• Exercise instructions
Copy, from the entries below, each line where the word "screenshot" can be found.

══ Material shown

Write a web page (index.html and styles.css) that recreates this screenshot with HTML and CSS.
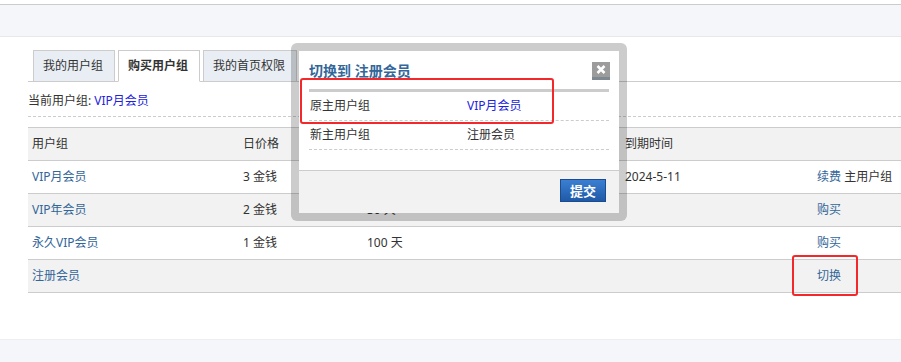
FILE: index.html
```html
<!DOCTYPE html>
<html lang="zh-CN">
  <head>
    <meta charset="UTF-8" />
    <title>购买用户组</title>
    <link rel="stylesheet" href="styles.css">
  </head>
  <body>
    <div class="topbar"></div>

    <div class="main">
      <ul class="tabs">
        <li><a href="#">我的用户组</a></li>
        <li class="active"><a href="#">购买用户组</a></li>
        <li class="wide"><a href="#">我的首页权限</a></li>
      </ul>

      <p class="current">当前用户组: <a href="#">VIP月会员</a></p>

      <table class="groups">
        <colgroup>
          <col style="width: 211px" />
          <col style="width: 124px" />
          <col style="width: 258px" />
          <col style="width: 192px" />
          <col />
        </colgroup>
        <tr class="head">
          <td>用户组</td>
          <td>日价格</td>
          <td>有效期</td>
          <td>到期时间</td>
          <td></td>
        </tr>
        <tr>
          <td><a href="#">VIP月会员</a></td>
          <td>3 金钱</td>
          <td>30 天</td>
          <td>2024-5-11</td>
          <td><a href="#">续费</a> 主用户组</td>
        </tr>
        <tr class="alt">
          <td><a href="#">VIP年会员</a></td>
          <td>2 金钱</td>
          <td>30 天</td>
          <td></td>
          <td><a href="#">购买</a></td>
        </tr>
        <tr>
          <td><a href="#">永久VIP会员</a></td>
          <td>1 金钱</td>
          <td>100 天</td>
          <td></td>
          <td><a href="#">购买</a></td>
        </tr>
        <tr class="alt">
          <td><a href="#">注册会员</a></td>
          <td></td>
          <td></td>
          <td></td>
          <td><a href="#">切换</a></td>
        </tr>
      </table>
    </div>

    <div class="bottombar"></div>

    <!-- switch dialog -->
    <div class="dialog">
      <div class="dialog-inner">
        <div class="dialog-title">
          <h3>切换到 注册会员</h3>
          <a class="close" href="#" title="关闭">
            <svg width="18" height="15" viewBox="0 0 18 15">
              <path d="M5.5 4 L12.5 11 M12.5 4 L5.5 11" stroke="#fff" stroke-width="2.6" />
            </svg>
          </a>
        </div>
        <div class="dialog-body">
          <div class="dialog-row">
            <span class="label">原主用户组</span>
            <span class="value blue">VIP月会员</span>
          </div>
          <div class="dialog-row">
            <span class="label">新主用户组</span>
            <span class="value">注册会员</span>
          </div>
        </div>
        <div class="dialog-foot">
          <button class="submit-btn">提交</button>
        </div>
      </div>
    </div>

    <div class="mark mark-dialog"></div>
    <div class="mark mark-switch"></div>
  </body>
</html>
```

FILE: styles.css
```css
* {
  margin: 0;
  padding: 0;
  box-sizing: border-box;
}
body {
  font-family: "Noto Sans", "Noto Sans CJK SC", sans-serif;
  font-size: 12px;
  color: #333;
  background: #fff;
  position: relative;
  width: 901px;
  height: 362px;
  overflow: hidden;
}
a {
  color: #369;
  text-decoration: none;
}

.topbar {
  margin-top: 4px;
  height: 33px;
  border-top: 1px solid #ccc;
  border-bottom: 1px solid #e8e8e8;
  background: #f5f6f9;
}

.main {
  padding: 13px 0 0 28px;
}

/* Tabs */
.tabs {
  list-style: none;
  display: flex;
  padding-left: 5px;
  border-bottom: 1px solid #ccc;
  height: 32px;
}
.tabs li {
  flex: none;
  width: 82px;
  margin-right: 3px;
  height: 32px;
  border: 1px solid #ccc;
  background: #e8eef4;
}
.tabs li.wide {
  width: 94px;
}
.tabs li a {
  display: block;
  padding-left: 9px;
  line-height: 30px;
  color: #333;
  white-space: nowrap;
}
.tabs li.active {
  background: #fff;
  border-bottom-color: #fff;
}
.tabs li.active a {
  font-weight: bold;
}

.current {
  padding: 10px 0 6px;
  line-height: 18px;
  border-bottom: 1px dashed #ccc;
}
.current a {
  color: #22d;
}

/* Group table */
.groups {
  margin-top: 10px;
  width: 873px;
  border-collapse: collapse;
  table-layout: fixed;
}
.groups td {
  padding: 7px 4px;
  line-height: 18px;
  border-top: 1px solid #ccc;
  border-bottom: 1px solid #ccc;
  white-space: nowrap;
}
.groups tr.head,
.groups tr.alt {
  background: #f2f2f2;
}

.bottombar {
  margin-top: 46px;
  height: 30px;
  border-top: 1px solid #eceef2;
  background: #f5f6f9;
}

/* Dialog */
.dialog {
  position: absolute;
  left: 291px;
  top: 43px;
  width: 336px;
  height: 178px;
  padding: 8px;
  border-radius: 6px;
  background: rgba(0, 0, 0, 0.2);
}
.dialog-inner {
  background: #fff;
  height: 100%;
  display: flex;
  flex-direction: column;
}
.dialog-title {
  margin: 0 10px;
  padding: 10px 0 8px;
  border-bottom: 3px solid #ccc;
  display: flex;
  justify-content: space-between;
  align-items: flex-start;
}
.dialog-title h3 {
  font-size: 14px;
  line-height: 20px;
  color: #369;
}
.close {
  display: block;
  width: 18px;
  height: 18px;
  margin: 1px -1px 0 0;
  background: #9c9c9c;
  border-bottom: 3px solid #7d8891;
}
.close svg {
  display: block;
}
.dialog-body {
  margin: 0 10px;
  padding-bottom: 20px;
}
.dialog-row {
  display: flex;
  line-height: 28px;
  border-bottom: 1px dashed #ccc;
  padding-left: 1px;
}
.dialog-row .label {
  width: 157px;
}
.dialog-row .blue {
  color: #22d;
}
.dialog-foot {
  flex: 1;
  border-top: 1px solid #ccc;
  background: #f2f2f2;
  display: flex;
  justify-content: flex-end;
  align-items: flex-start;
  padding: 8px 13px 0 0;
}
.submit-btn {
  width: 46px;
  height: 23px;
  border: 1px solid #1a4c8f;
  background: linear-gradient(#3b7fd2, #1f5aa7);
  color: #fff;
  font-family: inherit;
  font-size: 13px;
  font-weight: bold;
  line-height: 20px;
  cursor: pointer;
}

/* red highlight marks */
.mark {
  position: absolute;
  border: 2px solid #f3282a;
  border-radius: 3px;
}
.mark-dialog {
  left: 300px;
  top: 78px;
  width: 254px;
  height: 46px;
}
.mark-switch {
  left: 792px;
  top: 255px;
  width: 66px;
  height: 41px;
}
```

════
══ Material shown

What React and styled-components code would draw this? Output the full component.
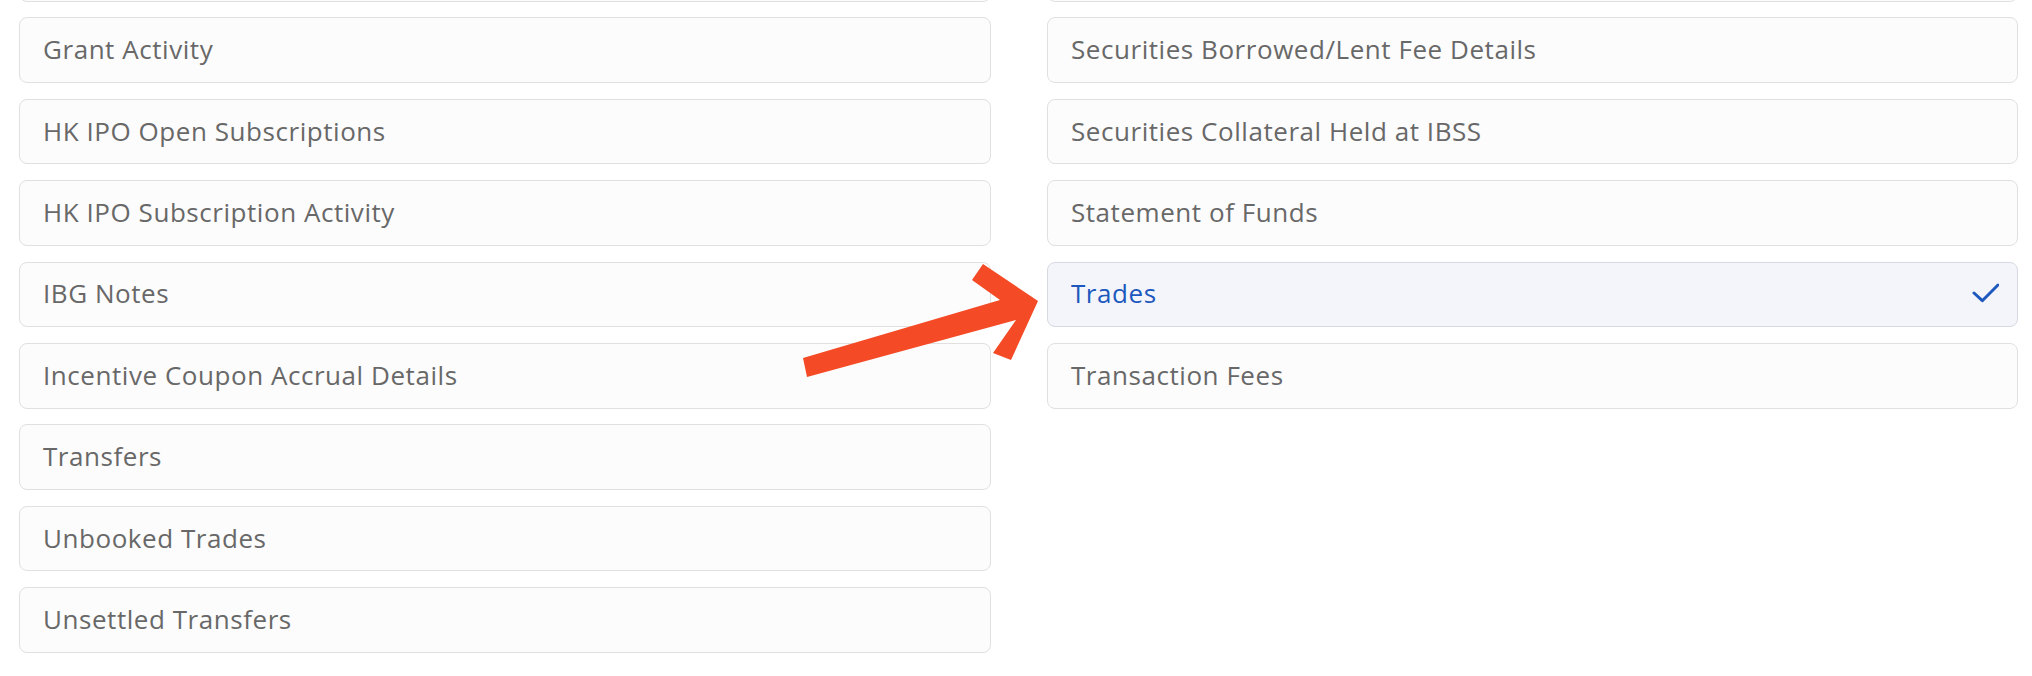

════
══ Material shown

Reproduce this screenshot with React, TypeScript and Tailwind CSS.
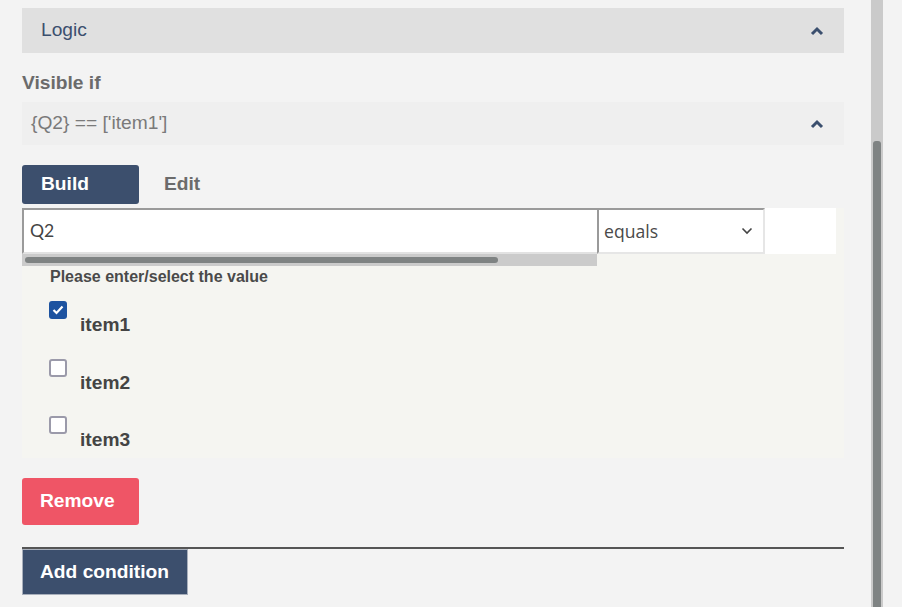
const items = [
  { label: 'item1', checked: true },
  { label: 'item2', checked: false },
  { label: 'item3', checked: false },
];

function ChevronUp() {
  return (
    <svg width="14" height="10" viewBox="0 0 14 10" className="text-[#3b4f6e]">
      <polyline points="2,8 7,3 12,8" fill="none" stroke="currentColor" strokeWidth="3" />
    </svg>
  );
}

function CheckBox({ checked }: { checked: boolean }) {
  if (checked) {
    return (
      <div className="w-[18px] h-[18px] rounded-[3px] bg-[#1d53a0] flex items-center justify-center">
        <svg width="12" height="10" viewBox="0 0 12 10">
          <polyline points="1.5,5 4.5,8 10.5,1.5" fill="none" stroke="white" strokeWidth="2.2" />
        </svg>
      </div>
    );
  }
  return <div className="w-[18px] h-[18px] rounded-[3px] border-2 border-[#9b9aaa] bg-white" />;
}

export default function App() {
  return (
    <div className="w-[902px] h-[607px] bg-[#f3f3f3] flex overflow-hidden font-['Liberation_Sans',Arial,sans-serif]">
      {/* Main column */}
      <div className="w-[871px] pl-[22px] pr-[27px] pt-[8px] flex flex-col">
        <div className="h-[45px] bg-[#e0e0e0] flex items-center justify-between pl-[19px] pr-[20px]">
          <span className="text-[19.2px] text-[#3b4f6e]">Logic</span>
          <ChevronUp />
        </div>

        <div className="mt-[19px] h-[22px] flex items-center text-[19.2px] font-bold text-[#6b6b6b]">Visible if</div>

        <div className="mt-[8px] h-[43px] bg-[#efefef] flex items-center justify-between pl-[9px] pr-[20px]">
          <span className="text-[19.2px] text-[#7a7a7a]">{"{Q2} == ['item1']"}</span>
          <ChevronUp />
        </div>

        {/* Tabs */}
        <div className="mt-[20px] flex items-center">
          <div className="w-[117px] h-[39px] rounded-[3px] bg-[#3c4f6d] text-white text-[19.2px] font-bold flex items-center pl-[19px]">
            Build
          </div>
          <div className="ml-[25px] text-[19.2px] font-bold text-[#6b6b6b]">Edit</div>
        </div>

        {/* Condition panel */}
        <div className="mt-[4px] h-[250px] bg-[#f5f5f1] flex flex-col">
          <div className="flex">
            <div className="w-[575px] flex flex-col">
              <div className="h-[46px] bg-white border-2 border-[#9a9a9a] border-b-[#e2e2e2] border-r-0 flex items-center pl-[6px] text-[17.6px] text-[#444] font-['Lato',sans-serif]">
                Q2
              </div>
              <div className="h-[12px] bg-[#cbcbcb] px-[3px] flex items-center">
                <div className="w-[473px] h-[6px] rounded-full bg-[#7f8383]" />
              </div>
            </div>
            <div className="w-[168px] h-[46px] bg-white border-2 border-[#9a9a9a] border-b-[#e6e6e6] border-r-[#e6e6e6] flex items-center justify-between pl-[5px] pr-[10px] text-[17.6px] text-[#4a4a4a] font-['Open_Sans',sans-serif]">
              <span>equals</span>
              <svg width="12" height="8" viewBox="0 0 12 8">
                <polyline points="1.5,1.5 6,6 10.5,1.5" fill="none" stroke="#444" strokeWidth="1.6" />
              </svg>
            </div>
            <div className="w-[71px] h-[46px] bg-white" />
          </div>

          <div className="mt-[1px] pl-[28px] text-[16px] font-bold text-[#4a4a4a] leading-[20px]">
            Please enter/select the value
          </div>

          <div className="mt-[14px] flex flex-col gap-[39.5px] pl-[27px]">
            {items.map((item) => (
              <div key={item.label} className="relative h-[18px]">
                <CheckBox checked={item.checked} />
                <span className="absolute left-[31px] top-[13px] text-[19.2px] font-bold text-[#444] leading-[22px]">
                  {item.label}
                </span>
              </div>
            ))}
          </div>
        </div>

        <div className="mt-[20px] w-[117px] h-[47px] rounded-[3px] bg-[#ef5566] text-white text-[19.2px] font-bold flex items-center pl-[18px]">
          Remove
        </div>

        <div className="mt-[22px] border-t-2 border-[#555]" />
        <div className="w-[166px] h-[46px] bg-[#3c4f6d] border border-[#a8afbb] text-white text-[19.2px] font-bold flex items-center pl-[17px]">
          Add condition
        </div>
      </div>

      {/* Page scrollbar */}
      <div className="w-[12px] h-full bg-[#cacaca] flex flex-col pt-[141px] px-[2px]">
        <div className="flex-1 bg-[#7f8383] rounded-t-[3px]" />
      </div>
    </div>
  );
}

════

• Reply to the exercise
Write a web page (index.html and styles.css) that recreates this screenshot with HTML and CSS.
Reproduce this screenshot with React, TypeScript and Tailwind CSS.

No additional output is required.